I also tried some TSNE transforms on the data. There is a nice thread about this on the forums https://www.kaggle.com/c/homesite-quote-conversion/forums/t/18554/visualization-of-observations . One guy in particular managed to get the output to look really nice. Unfortunately the few tests I did produced the stringy looking results you can see in that thread as well. He mentioned he did a replacement on the categorical values with the average score for that category. This makes a lot of sense as raw whole numbers representing a category are meaningless. Also it is probably a far better technique than the one hot encoding method when it comes to that process. TSNE wants related data to be in 1 feature so it can figure out the connection to other features. Separating it out messes this up as it doesn't know two features are actually one. As I only have a week and we are down to 2+ days. I wont be revisiting my TSNE work anymore for this contest. However, it's definitely something to remember: feeding the TSNE results in to your model could very well produce a winning score. 

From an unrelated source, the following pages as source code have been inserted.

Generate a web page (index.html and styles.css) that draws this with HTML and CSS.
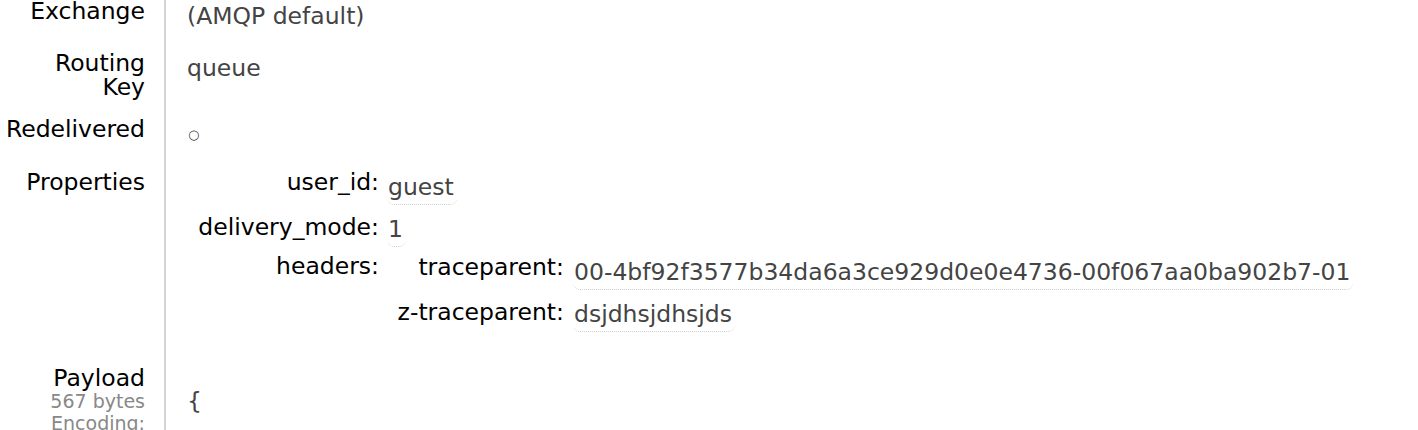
FILE: index.html
```html
<!DOCTYPE html>
<html lang="en">
<head>
<meta charset="utf-8">
<title>Message</title>
<link rel="stylesheet" href="styles.css">
</head>
<body>
<div class="facts">
  <div class="row">
    <div class="label">Exchange</div>
    <div class="value">(AMQP default)</div>
  </div>
  <div class="row">
    <div class="label">Routing<br>Key</div>
    <div class="value">queue</div>
  </div>
  <div class="row">
    <div class="label">Redelivered</div>
    <div class="value"><span class="bool">○</span></div>
  </div>
  <div class="row">
    <div class="label">Properties</div>
    <div class="value props">
      <div class="mini">
        <div class="key">user_id:</div>
        <div class="val"><span class="typed">guest</span></div>
        <div class="key">delivery_mode:</div>
        <div class="val"><span class="typed">1</span></div>
        <div class="key">headers:</div>
        <div class="val">
          <div class="mini headers">
            <div class="key">traceparent:</div>
            <div class="val"><span class="typed">00-4bf92f3577b34da6a3ce929d0e0e4736-00f067aa0ba902b7-01</span></div>
            <div class="key">z-traceparent:</div>
            <div class="val"><span class="typed">dsjdhsjdhsjds</span></div>
          </div>
        </div>
      </div>
    </div>
  </div>
  <div class="row">
    <div class="label">Payload<span class="sub">567 bytes</span><span class="sub">Encoding: string</span></div>
    <div class="value payload"><pre class="msg">{</pre></div>
  </div>
</div>
</body>
</html>
```
FILE: styles.css
```css
html, body {
  margin: 0;
  padding: 0;
  background: #fff;
}
body {
  font-family: "DejaVu Sans", Verdana, sans-serif;
  font-size: 23.5px;
  color: #000;
  overflow: hidden;
}
.facts {
  margin-top: -1px;
}
.row {
  display: flex;
  align-items: stretch;
}
.label {
  flex: 0 0 145px;
  width: 145px;
  min-width: 0;
  padding-right: 19px;
  padding-bottom: 18px;
  border-right: 2px solid #d4d4d4;
  text-align: right;
  line-height: 24px;
  color: #000;
}
.label .sub {
  display: block;
  font-size: 19px;
  line-height: 22px;
  color: #888;
}
.value {
  flex: 1 1 auto;
  min-width: 0;
  padding-left: 21px;
  padding-bottom: 18px;
  line-height: 34px;
  color: #444;
}
.bool {
  font-size: 13px;
  display: inline-block;
  vertical-align: 3px;
  padding-left: 1px;
}
.props {
  padding-bottom: 34px;
}
.mini {
  display: grid;
  grid-template-columns: 192px auto;
  column-gap: 8px;
  row-gap: 7px;
  align-items: start;
  justify-content: start;
}
.mini.headers {
  grid-template-columns: 177px auto;
  column-gap: 9px;
  padding-top: 1px;
}
.key {
  text-align: right;
  line-height: 24.5px;
  color: #000;
  white-space: nowrap;
}
.mini > .key:nth-of-type(3) {
  padding-top: 3px;
}
.val {
  line-height: 34px;
  color: #444;
  white-space: nowrap;
}
.typed {
  display: inline-block;
  padding: 0 3px 0 1px;
  border-bottom: 1px dotted #cfcfcf;
  border-radius: 0 0 7px 7px;
}
.payload {
  padding-top: 18px;
}
.msg {
  margin: 0;
  font-family: inherit;
  font-size: inherit;
  line-height: 34px;
  color: #444;
}
```
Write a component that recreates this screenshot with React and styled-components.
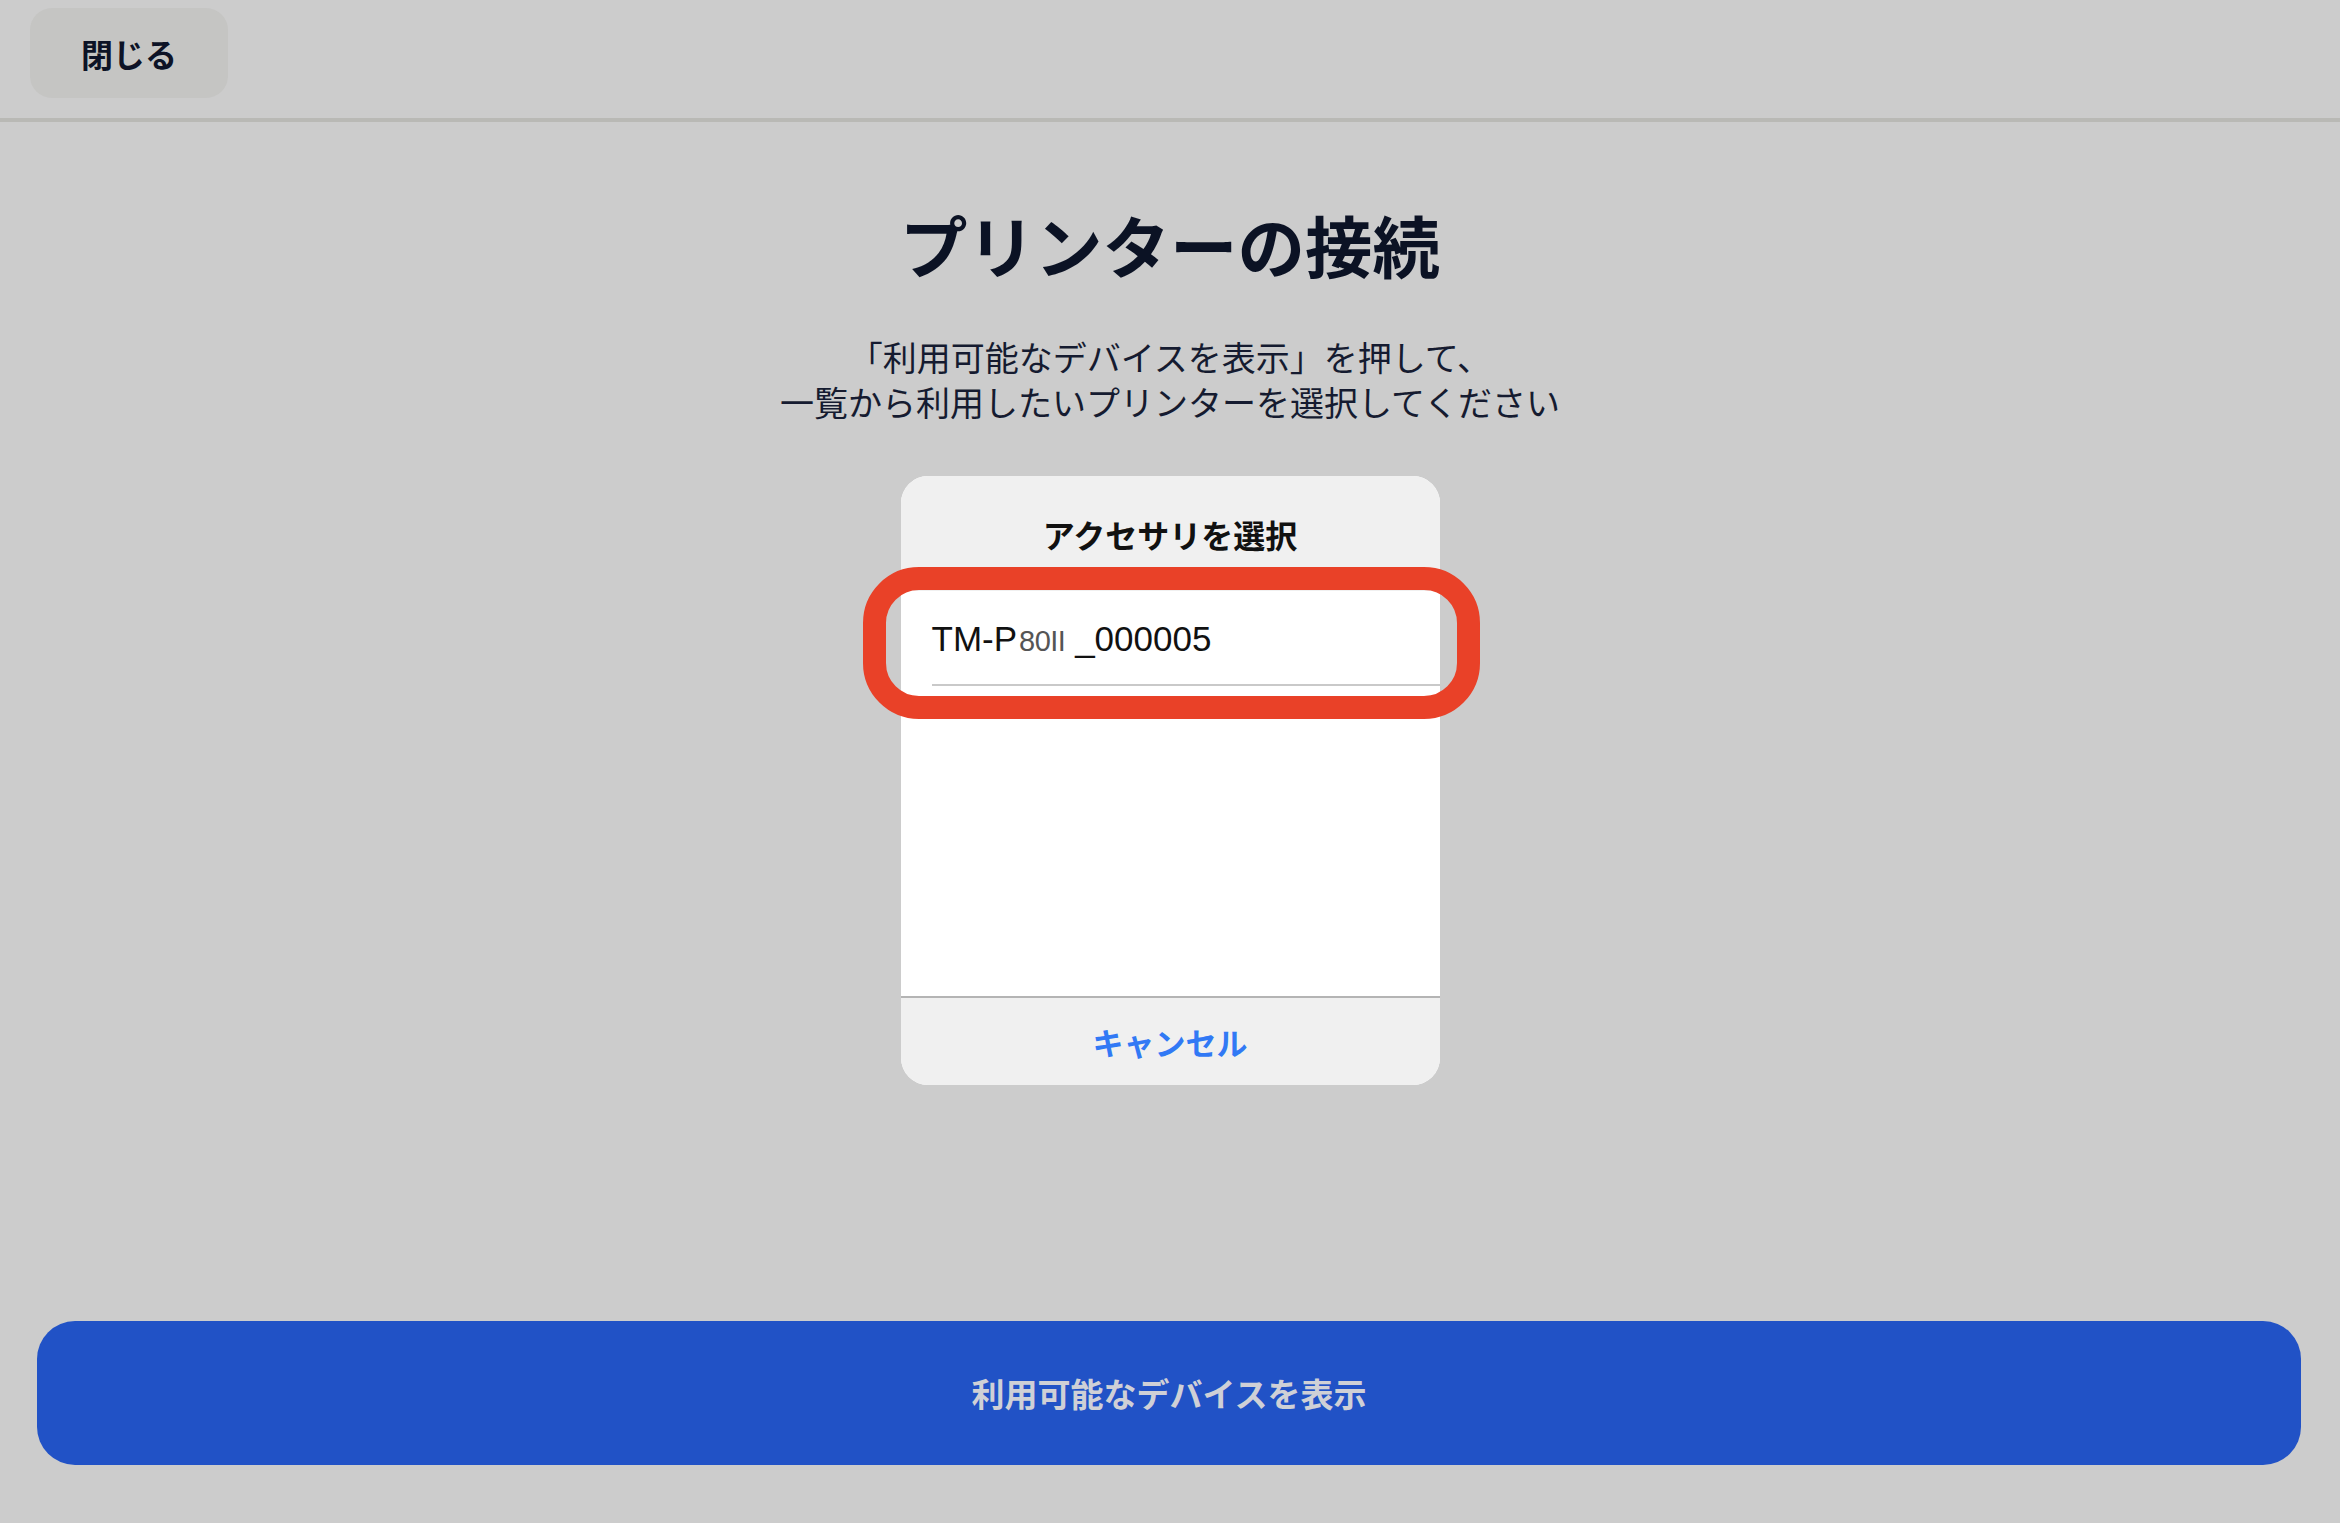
import styled, { createGlobalStyle } from 'styled-components';

const Global = createGlobalStyle`
  html, body {
    margin: 0;
    padding: 0;
    background: #cccccc;
  }
  body {
    font-family: "Noto Sans CJK JP", "Noto Sans", sans-serif;
    color: #0d1326;
  }
`

export default function App() {
  return (
    <>
      <Global />
      <Page>
        <TopBar>
          <CloseButton>閉じる</CloseButton>
        </TopBar>
        <Main>
          <Title>プリンターの接続</Title>
          <Lead>
            「利用可能なデバイスを表示」を押して、<br />
            一覧から利用したいプリンターを選択してください
          </Lead>
          <Dialog>
            <DialogHead>アクセサリを選択</DialogHead>
            <Row>
              <DeviceName>
                TM-P<Model>80II</Model> _000005
              </DeviceName>
              <Ring />
            </Row>
            <Empty />
            <Cancel>キャンセル</Cancel>
          </Dialog>
        </Main>
        <ShowButton>利用可能なデバイスを表示</ShowButton>
      </Page>
    </>
  )
}

const Page = styled.div`
  min-height: 100vh;
  display: flex;
  flex-direction: column;
`

const TopBar = styled.header`
  height: 122px;
  box-sizing: border-box;
  padding: 8px 30px 0;
  border-bottom: 4px solid #b9b9b5;
`

const CloseButton = styled.button`
  width: 198px;
  height: 90px;
  border: none;
  border-radius: 22px;
  background: #c5c5c3;
  font-family: "Noto Sans CJK JP", sans-serif;
  font-size: 32px;
  font-weight: 700;
  color: #0d1326;
  padding: 0;
`

const Main = styled.main`
  flex: 1;
  display: flex;
  flex-direction: column;
  align-items: center;
`

const Title = styled.h1`
  margin: 82px 0 0;
  font-size: 67.5px;
  line-height: 79px;
  font-weight: 700;
  color: #0b1224;
`

const Lead = styled.p`
  margin: 51px 0 0;
  font-size: 34px;
  line-height: 45px;
  font-weight: 400;
  text-align: center;
  color: #151b30;
`

const Dialog = styled.div`
  margin-top: 52px;
  width: 539px;
  display: flex;
  flex-direction: column;
  background: #ffffff;
  border-radius: 27px;
`

const DialogHead = styled.div`
  height: 115px;
  display: flex;
  align-items: center;
  justify-content: center;
  background: #f0f0f0;
  border-radius: 27px 27px 0 0;
  font-size: 32px;
  font-weight: 700;
  color: #111111;
`

const Row = styled.div`
  position: relative;
  height: 95px;
  display: flex;
  align-items: center;
  padding-left: 31px;
  &::after {
    content: "";
    position: absolute;
    left: 31px;
    right: 0;
    bottom: 0;
    height: 2px;
    background: #c9c9c9;
  }
`

const DeviceName = styled.span`
  font-family: "Liberation Sans", Arial, sans-serif;
  font-size: 35px;
  color: #111111;
  margin-top: 1px;
`

const Model = styled.span`
  font-size: 29px;
  letter-spacing: -0.5px;
  color: #555555;
  margin-left: 2px;
  margin-right: 0;
`

const Ring = styled.div`
  position: absolute;
  left: -38px;
  top: -24px;
  width: 617px;
  height: 152px;
  box-sizing: border-box;
  border: 23px solid #e94128;
  border-radius: 56px;
  pointer-events: none;
`

const Empty = styled.div`
  height: 310px;
`

const Cancel = styled.div`
  height: 87px;
  display: flex;
  align-items: center;
  justify-content: center;
  border-top: 2px solid #b4b4b4;
  background: #f0f0f0;
  border-radius: 0 0 27px 27px;
  font-size: 31px;
  font-weight: 700;
  color: #3179f5;
`

const ShowButton = styled.button`
  margin: 0 39px 58px 37px;
  height: 144px;
  border: none;
  border-radius: 38px;
  background: #2152c6;
  font-family: "Noto Sans CJK JP", sans-serif;
  font-size: 33px;
  font-weight: 700;
  color: #cfd0d6;
`
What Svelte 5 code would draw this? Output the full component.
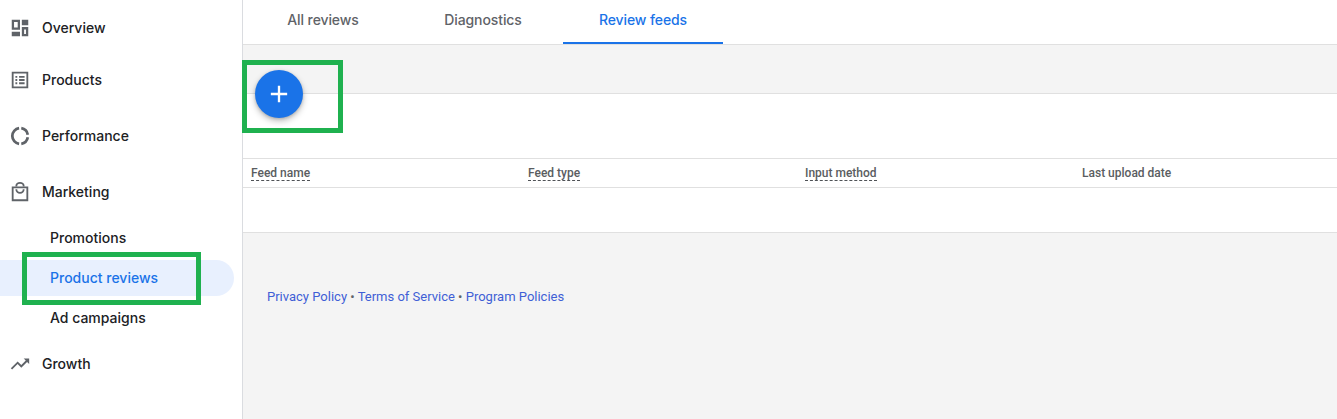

Incidentally, I do the same category to real number transformation when calculating correlation coefficients on categorical values when I'm figuring splits down the tree. I don't always do one hot encoding. In fact i only do it afterwards when looking for improvements.

So my next steps are looking at making a transformation using platt scaling from my results and looking the data for obvious things I might try to improve the score.  More reviewing the forums to see if there are other "you need to do this" posts. And just general noodling on what might work.